Washington: Smoking is not only a high risk factor for a wide range of diseases but can also bring on age-related cataract, a leading cause of blindness and vision loss worldwide, says a new finding.
“Although cataracts can be removed surgically to restore sight, many people remain blind from cataracts due to inadequate surgical services and high surgery expenses,” said study author Juan Ye from the Institute of Ophthalmology in Zhejiang University of China.
“Identifying modifiable risk factors for cataracts may help establish preventive measures and reduce the financial as well as clinical burden caused by the disease,” said Ye, the journal Investigative Ophthalmology & Visual Science reports.
The team performed the analysis using 12 cohorts and eight case-control studies from Africa, Asia, Australia, Europe and North America to compare the prevalence of age-related cataract in individuals who smoked cigarettes to those who have never smoked.
Cohort is a group of subjects who have shared a particular event together during a particular time span.
Further subgroup analyses were performed based on the subjects’ status as a past or current smoker and the three subtypes of age-related cataract, according to a Institute of Opthalmology statement.

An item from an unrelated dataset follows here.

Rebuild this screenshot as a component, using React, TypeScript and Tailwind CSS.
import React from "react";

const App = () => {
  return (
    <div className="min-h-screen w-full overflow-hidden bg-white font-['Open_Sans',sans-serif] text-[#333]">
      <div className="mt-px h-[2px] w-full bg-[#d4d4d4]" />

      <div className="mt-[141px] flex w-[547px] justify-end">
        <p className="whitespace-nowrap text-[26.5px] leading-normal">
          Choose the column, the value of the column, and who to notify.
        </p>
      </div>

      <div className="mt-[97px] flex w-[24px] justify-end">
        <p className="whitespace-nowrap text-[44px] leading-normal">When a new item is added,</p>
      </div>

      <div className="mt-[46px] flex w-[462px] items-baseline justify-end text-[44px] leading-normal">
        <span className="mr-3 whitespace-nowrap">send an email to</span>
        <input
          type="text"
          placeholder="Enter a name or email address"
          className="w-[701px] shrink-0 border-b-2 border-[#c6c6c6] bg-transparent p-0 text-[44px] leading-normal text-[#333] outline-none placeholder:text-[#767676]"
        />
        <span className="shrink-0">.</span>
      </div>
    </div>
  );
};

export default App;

The results showed that every individual who ever smoked cigarettes was linked with higher risk of age-related cataract, with a higher risk of incidence in current smokers.
In the subgroup analysis, former and current smokers showed a positive association with two of the subtypes: nuclear cataract, when the clouding is in the central nucleus of the eye, and subscapular cataract, when the clouding is in the rear of the lens capsule.
The analysis found no association between smoking and cortical cataract, in which the cloudiness affects the cortex of the lens.